Talleyrand, qui avait toutes les audaces, scandalisa-t-il les Américains, ainsi que le prétend le comte de Moré, en s’affichant avec une négresse ? On les aurait rencontrés dans les rues de Philadelphie bras dessus bras dessous, en plein jour, Celle interprétation de la déclaration des droits de l’homme ne fut point, paraît-il, du goût des concitoyens de Washington. Cependant, ajoute Moré, tel était le charme de Talleyrand qu’après quelques holà ! on lui passa cette fantaisie douteuse. Il avait gagné dans toute l’Amérique, par sa bonne grâce et son esprit, une popularité dont M. de Bacourt, représentant de la Monarchie de Juillet aux Etats-Unis vers 1840, devait retrouver encore des traces.

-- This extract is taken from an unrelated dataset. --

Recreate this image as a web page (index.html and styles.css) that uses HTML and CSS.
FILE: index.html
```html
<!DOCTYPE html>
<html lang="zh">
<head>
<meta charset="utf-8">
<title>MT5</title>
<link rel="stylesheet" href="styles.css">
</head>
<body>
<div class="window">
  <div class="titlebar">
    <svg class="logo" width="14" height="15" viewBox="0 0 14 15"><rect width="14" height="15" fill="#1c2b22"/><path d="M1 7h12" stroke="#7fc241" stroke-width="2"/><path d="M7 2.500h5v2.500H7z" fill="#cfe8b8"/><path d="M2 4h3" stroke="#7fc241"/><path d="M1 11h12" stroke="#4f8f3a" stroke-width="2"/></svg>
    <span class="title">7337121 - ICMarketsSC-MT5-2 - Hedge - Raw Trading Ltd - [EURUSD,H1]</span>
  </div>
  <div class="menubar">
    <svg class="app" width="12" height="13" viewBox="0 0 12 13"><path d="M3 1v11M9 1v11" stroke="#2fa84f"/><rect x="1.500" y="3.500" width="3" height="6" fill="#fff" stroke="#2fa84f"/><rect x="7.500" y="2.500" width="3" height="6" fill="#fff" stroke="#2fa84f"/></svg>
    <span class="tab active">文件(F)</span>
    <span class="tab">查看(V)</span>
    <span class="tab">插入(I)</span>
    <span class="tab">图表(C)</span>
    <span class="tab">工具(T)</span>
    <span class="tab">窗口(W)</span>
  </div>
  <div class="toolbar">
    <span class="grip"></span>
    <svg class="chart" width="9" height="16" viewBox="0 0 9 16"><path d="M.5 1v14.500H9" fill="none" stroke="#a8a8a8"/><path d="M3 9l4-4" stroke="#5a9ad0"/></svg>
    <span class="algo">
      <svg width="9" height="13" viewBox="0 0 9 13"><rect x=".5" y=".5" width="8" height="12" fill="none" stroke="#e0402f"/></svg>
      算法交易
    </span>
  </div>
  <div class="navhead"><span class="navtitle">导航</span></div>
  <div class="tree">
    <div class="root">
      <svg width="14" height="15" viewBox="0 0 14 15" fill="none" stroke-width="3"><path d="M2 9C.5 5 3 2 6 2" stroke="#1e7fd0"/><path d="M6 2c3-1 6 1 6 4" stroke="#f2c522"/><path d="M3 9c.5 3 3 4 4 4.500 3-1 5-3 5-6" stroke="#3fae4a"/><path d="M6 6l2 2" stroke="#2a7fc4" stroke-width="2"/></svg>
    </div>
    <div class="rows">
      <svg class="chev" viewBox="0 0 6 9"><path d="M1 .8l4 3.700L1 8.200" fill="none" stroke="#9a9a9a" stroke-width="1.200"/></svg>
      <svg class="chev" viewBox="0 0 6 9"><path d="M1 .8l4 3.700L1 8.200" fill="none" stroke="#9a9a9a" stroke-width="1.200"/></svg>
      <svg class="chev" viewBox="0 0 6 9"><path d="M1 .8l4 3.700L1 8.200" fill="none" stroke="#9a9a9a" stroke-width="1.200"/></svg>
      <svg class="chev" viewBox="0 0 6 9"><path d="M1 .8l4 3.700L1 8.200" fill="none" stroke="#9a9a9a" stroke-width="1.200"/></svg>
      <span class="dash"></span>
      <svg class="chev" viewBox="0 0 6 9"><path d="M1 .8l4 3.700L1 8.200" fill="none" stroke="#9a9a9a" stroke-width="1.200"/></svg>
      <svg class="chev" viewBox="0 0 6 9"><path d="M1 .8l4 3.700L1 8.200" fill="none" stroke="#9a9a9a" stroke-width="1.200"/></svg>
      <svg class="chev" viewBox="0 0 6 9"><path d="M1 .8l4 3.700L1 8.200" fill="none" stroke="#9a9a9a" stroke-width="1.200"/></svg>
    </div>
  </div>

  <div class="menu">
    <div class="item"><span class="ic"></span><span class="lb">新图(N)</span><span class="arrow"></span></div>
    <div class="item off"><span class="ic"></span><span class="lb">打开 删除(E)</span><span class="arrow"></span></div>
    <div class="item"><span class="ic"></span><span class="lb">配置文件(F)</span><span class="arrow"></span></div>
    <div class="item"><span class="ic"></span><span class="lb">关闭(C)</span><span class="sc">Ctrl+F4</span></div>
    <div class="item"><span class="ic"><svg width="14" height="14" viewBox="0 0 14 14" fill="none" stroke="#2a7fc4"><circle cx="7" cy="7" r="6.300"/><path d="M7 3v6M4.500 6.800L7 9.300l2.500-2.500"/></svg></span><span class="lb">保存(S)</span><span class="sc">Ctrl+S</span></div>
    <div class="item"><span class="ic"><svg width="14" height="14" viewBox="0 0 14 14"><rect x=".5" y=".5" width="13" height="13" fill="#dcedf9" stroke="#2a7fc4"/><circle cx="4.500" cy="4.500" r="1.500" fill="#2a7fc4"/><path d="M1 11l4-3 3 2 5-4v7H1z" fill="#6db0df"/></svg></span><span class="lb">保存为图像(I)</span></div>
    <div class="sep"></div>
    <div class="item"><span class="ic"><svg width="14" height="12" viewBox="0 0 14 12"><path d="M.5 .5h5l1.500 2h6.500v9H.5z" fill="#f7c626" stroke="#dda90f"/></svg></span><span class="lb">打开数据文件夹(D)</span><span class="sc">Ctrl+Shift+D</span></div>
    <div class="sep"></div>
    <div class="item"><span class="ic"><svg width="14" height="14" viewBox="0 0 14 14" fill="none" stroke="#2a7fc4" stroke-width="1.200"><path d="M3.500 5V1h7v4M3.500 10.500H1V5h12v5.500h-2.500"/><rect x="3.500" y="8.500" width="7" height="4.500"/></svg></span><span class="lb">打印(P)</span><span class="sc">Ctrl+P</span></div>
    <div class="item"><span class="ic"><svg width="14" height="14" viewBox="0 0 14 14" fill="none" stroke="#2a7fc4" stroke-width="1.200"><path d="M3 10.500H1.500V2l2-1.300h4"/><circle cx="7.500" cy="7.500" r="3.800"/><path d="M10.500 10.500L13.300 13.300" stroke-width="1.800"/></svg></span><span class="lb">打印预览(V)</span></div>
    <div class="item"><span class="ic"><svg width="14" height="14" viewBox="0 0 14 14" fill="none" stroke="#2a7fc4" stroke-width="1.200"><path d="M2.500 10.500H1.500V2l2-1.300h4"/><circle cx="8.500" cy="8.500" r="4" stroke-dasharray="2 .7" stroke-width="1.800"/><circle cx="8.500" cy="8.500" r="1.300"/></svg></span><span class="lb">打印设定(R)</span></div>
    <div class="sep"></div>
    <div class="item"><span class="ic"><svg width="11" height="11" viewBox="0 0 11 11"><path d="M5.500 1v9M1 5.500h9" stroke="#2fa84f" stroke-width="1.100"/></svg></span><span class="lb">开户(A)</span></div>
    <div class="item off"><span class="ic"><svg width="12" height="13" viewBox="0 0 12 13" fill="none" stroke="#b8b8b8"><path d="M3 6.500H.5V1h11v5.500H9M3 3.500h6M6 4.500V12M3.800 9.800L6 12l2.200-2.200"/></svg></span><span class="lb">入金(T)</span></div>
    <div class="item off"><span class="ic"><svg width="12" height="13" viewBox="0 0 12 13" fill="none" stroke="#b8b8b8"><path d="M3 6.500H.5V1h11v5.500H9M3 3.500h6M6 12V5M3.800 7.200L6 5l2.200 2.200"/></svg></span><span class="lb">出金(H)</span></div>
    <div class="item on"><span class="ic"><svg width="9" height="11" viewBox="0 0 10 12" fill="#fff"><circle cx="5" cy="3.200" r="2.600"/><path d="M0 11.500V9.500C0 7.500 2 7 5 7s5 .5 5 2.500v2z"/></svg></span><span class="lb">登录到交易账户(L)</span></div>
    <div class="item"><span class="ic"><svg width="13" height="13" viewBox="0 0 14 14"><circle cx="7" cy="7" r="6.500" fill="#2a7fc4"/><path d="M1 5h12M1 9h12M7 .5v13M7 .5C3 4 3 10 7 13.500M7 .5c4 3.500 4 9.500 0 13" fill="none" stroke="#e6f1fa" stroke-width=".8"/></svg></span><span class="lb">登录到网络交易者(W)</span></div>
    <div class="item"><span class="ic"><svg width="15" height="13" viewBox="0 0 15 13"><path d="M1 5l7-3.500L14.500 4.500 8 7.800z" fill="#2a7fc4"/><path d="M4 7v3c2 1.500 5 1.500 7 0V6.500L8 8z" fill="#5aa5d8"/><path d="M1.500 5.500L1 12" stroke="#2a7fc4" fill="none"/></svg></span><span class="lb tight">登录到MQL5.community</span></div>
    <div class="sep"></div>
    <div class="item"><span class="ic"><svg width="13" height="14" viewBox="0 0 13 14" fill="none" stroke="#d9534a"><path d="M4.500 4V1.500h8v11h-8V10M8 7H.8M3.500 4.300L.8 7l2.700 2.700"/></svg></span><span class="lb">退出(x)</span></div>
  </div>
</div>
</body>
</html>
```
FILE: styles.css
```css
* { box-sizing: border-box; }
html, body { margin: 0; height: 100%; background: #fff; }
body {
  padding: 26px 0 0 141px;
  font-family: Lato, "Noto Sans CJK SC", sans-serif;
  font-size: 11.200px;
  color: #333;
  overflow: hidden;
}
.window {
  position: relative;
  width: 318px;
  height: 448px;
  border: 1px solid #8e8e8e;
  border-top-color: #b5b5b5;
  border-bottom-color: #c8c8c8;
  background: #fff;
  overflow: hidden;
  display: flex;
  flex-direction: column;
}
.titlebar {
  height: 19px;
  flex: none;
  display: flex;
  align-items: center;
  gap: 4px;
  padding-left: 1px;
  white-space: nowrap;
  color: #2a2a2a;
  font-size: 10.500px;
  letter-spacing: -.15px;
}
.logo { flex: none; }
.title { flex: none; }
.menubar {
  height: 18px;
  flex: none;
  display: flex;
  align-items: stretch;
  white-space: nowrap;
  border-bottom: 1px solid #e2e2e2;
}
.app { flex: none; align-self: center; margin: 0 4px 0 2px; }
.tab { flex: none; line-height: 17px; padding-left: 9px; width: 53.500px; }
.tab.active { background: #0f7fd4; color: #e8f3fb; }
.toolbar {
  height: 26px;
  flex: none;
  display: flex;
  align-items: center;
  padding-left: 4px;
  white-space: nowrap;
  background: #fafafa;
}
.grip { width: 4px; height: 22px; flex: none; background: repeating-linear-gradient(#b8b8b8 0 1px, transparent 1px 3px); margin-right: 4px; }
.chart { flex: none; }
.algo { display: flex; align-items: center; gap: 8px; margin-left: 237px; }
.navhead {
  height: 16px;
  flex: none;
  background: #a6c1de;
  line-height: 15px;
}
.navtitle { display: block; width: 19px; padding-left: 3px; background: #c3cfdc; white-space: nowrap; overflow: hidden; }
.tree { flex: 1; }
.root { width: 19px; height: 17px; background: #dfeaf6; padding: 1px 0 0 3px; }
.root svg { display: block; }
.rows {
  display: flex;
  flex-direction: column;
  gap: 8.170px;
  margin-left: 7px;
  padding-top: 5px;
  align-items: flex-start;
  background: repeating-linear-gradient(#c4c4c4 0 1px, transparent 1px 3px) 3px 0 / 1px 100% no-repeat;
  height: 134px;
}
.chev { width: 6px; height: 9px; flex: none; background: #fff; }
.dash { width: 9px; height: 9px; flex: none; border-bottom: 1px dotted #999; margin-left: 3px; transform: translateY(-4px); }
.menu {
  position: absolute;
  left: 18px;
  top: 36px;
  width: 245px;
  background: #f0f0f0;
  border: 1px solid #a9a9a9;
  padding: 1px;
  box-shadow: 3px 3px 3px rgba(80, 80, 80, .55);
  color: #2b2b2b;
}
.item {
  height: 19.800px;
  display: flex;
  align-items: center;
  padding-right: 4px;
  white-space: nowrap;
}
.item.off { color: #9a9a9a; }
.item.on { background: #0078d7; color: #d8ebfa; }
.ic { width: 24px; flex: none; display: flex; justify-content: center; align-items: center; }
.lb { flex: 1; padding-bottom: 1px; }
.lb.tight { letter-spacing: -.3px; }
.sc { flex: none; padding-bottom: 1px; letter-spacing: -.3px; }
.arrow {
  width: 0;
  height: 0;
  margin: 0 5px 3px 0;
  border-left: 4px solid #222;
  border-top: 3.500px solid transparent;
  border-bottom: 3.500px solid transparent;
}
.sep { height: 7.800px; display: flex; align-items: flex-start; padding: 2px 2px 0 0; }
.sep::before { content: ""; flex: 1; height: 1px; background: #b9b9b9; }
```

En dépit des distractions que lui offrait Philadelphie, Talleyrand ne perdait pas de vue Paris où, sous le régime de la Constitution de l’an III, était en train de s’établir le gouvernement du Directoire. Les élections venaient avec éclat de ratifier la chute des hommes de la Terreur ; d’un bout à l’autre du territoire, les tendances à la modération, les idées de pacification avaient été approuvées. Au Conseil des Anciens comme au Conseil des Cinq-Cents, Talleyrand reconnaissait des amis ; parmi les directeurs eux-mêmes, il devinait déjà des personnages faits pour le comprendre, et, redevenu citoyen français, il était impatient de témoigner son bon vouloir à ces maîtres nouveaux du pays. Une de leurs tâches les plus pesantes, les plus ardues, était de ravitailler Paris affamé par les suites de la Terreur, Paris sombre et farouche que les femmes emplissaient du refrain tragique : Du pain ! du pain ! Dans ses lettres à des Renaudes et à Mme de Staël, il multipliait les avis sur les subsistances à tirer d’Amérique, — farines, riz, salaisons ; il indiquait les meilleurs intermédiaires, les courtiers auxquels on devait s’adresser pour n’être pas trop volé[2] ; il offrait ses bons offices.

  1. Journal de Moreau de Saint-Méry, cité par le baron Pichot, Souvenirs intimes sur M. de Talleyrand, p. 209-210.
  2. Voyez notamment une lettre à Mme de Staël du 20 décembre 1796.